The cap should hold on to the tank by itself and not rotate when the torque of at least 0.25 N·m is applied, but not too tight so you can put it on and off without struggling and overloading the force gauge, to which the tank is mounted. Since the flaps of this part are loaded in the worst way possible you may have to change the parameters anyway to balance between their strength and resilience. Print with 0.1 layer thickness to reduce probability of breaking it between layers.

Agitating rod

It is really important to get the size of the servo mounting hole correct. The spline on the servo shaft needs to cut grooves inside the rod during first mounting and hold there tightly during operations. If the hole is too small, you can't put the shaft at all, if it is too big, the rod will rotate freely. In order to find an optimal hole size you may want to print the servo gauge with several hole sizes to find the optimum. Print the gauge with exactly same settings as you plan to use on the rod itself. If you really don't want to touch any of the parametric models, you may play with layer expansion setting in your slicer or heat up the shaft a little in case the hole is too small, so it melts into the rod easier, or use some glue if the hole is too big. Otherwise, read the modifying parts, there is a detailed description of using parametric model to generate the perfect STL for your part.

Speeding up the print can make this part really ugly. If you don't care about the looks, go for it, the part is not visible during developing, only during film loading.

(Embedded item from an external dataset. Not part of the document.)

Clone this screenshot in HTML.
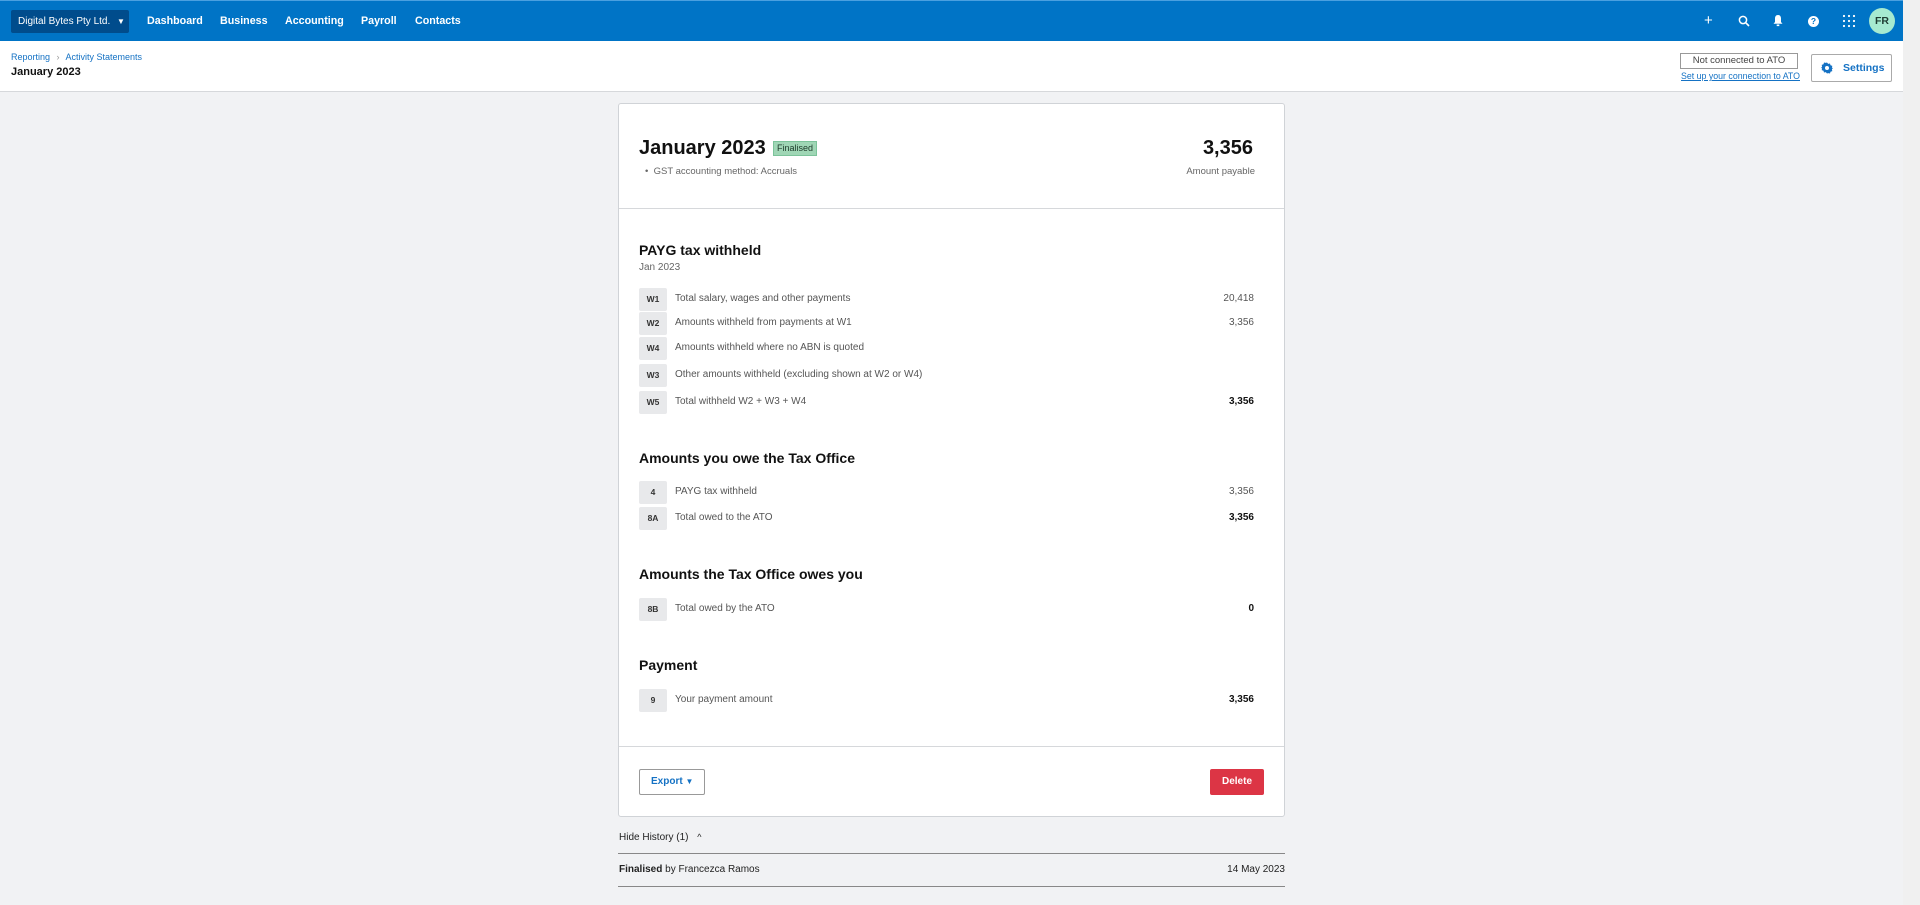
<!DOCTYPE html>
<html><head><meta charset="utf-8"><style>
*{box-sizing:border-box;margin:0;padding:0}
body{width:1920px;height:905px;overflow:hidden;background:#f1f2f4;font-family:"Liberation Sans",Arial,sans-serif;position:relative;color:#111}
.a{position:absolute;white-space:nowrap}
.nav{position:absolute;left:0;top:0;width:1903px;height:41px;background:#0074c6;border-top:1px solid #4aa0e0}
.nl{position:absolute;top:14px;color:#fff;font-weight:bold;font-size:10.7px}
.hdr{position:absolute;left:0;top:41px;width:1903px;height:51px;background:#fff;border-bottom:1px solid #d6d8db}
.sb{position:absolute;left:1903px;top:0;width:17px;height:905px;background:#f0f0f0}
.card{position:absolute;left:618px;top:103px;width:667px;height:714px;background:#fff;border:1px solid #d0d3d7;border-radius:3px}
.box{position:absolute;left:639px;width:28px;height:23px;background:#e8e9eb;border-radius:2px;font-size:8.5px;font-weight:bold;color:#333;text-align:center;line-height:23px}
.lbl{position:absolute;left:675px;font-size:10px;color:#555}
.val{position:absolute;right:666px;font-size:10px;color:#555}
.h2{position:absolute;left:639px;font-size:14px;font-weight:bold;color:#111}
</style></head><body>
<div class="nav">
 <div class="a" style="left:11px;top:9px;width:118px;height:23px;background:#004c8c;border-radius:2px;color:#fff;font-size:10px;line-height:23px;padding-left:7px">Digital Bytes Pty Ltd. <span style="font-size:8px;margin-left:4px">▼</span></div>
 <div class="nl" style="left:147px">Dashboard</div>
 <div class="nl" style="left:220px">Business</div>
 <div class="nl" style="left:285px">Accounting</div>
 <div class="nl" style="left:361px">Payroll</div>
 <div class="nl" style="left:415px">Contacts</div>
 <div class="a" style="left:1704px;top:11px;color:#fff;font-size:15px">+</div>
 <svg class="a" style="left:1738px;top:14px" width="12" height="12" viewBox="0 0 12 12"><circle cx="5" cy="5" r="3.6" fill="none" stroke="#fff" stroke-width="1.5"/><path d="M7.6 7.6L11 11" stroke="#fff" stroke-width="1.6"/></svg>
 <svg class="a" style="left:1772px;top:13px" width="12" height="13" viewBox="0 0 12 13"><path d="M6 1C3.8 1 3 2.8 3 4.5V8L1.5 9.7h9L9 8V4.5C9 2.8 8.2 1 6 1z" fill="#fff"/><rect x="4.7" y="10.5" width="2.6" height="1.6" fill="#fff"/></svg>
 <div class="a" style="left:1808px;top:15px;width:11px;height:11px;border-radius:50%;background:#fff;color:#0074c6;font-size:8.5px;font-weight:bold;text-align:center;line-height:11px">?</div>
 <svg class="a" style="left:1842px;top:13px" width="14" height="14" viewBox="0 0 14 14" fill="#fff"><circle cx="2" cy="2" r="1.1"/><circle cx="7" cy="2" r="1.1"/><circle cx="12" cy="2" r="1.1"/><circle cx="2" cy="7" r="1.1"/><circle cx="7" cy="7" r="1.1"/><circle cx="12" cy="7" r="1.1"/><circle cx="2" cy="12" r="1.1"/><circle cx="7" cy="12" r="1.1"/><circle cx="12" cy="12" r="1.1"/></svg>
 <div class="a" style="left:1869px;top:7px;width:26px;height:26px;border-radius:50%;background:#a6ead0;color:#1f3d33;font-size:10.5px;font-weight:bold;text-align:center;line-height:26px">FR</div>
</div>
<div class="hdr">
 <div class="a" style="left:11px;top:11px;font-size:9px;color:#1572c4">Reporting <span style="color:#999;margin:0 4px">›</span> Activity Statements</div>
 <div class="a" style="left:11px;top:25px;font-size:11px;font-weight:bold">January 2023</div>
 <div class="a" style="left:1680px;top:12px;width:118px;height:16px;border:1px solid #999;font-size:9.5px;color:#444;text-align:center;line-height:14px">Not connected to ATO</div>
 <div class="a" style="left:1681px;top:30px;font-size:8.8px;color:#1572c4;text-decoration:underline">Set up your connection to ATO</div>
 <div class="a" style="left:1811px;top:13px;width:81px;height:28px;border:1px solid #aaa;border-radius:2px;font-size:10.5px;font-weight:bold;color:#1572c4;line-height:26px;padding-left:31px">Settings</div>
 <svg class="a" style="left:1821px;top:21px" width="12" height="12" viewBox="0 0 12 12"><path d="M6 0.5l1.2 1.4 1.8-.4.5 1.8 1.8.6-.4 1.8L12 6l-1.1 1.3.4 1.8-1.8.6-.5 1.8-1.8-.4L6 11.5 4.8 10.1l-1.8.4-.5-1.8-1.8-.6.4-1.8L0 6l1.1-1.3-.4-1.8 1.8-.6.5-1.8 1.8.4z" fill="#1572c4"/><circle cx="6" cy="6" r="2" fill="#fff"/></svg>
</div>
<div class="sb"></div>
<div class="card">
 <div style="position:absolute;left:0;top:104px;width:100%;border-top:1px solid #d6d8db"></div>
 <div style="position:absolute;left:0;top:642px;width:100%;border-top:1px solid #d6d8db"></div>
</div>
<div class="a" style="left:639px;top:137px;font-size:20px;font-weight:bold">January 2023</div>
<div class="a" style="left:773px;top:141px;width:44px;height:15px;background:#9fd6b5;border:1px solid #7cc39a;font-size:9px;color:#1d3a2a;text-align:center;line-height:13px">Finalised</div>
<div class="a" style="left:645px;top:166px;font-size:9.5px;color:#666">•&nbsp; GST accounting method: Accruals</div>
<div class="a" style="right:667px;top:137px;font-size:20px;font-weight:bold">3,356</div>
<div class="a" style="right:665px;top:166px;font-size:9.5px;color:#666">Amount payable</div>

<div class="h2" style="top:242px">PAYG tax withheld</div>
<div class="a" style="left:639px;top:262px;font-size:10px;color:#666">Jan 2023</div>
<div class="box" style="top:288px">W1</div><div class="lbl" style="top:293px">Total salary, wages and other payments</div><div class="val" style="top:293px">20,418</div>
<div class="box" style="top:312px">W2</div><div class="lbl" style="top:317px">Amounts withheld from payments at W1</div><div class="val" style="top:317px">3,356</div>
<div class="box" style="top:337px">W4</div><div class="lbl" style="top:342px">Amounts withheld where no ABN is quoted</div>
<div class="box" style="top:364px">W3</div><div class="lbl" style="top:369px">Other amounts withheld (excluding shown at W2 or W4)</div>
<div class="box" style="top:391px">W5</div><div class="lbl" style="top:396px">Total withheld W2 + W3 + W4</div><div class="val" style="top:396px;font-weight:bold;color:#111">3,356</div>

<div class="h2" style="top:450px">Amounts you owe the Tax Office</div>
<div class="box" style="top:481px">4</div><div class="lbl" style="top:486px">PAYG tax withheld</div><div class="val" style="top:486px">3,356</div>
<div class="box" style="top:507px">8A</div><div class="lbl" style="top:512px">Total owed to the ATO</div><div class="val" style="top:512px;font-weight:bold;color:#111">3,356</div>

<div class="h2" style="top:566px">Amounts the Tax Office owes you</div>
<div class="box" style="top:598px">8B</div><div class="lbl" style="top:603px">Total owed by the ATO</div><div class="val" style="top:603px;font-weight:bold;color:#111">0</div>

<div class="h2" style="top:657px">Payment</div>
<div class="box" style="top:689px">9</div><div class="lbl" style="top:694px">Your payment amount</div><div class="val" style="top:694px;font-weight:bold;color:#111">3,356</div>

<div class="a" style="left:639px;top:769px;width:66px;height:26px;border:1px solid #999;border-radius:2px;font-size:10px;font-weight:bold;color:#1572c4;line-height:24px;padding-left:11px">Export <span style="font-size:8px">▼</span></div>
<div class="a" style="left:1210px;top:769px;width:54px;height:26px;background:#dc3545;border-radius:2px;font-size:10px;font-weight:bold;color:#fff;text-align:center;line-height:26px">Delete</div>

<div class="a" style="left:619px;top:832px;font-size:10px;color:#222">Hide History (1) <span style="margin-left:6px;font-size:9px">^</span></div>
<div class="a" style="left:618px;top:853px;width:667px;border-top:1px solid #888"></div>
<div class="a" style="left:619px;top:864px;font-size:10px;color:#222"><b>Finalised</b> by Francezca Ramos</div>
<div class="a" style="right:635px;top:864px;font-size:10px;color:#222">14 May 2023</div>
<div class="a" style="left:618px;top:886px;width:667px;border-top:1px solid #888"></div>
</body></html>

Otherwise it is recommended to use 0.2mm layer height and half of maximum printing speed for nice walls. The part is loaded with a tiny 0.25 N·m servo, which rotates the film reel, so the strength is not an issue.

Waterproofing the force gauge

If you intend to use the machine with heated water bath, the force gauge should be water-tight. There is an easy way of waterproofing the force gauge using silicone sealant and silicone tubing.

[TODO sealing the force gauge]

Put the four wires of the force gauge into thin silicone hose (ID about 2mm), apply some amount of sealant directly to the wires where they meet the gauge, about 30mm is enough, so that the wires adhere to the hose when you slide it all the way towards the force gauge. Apply sealant on top of the tube, closing any exposed parts of the gauge completely and everything together. Let it dry for a day after you are done.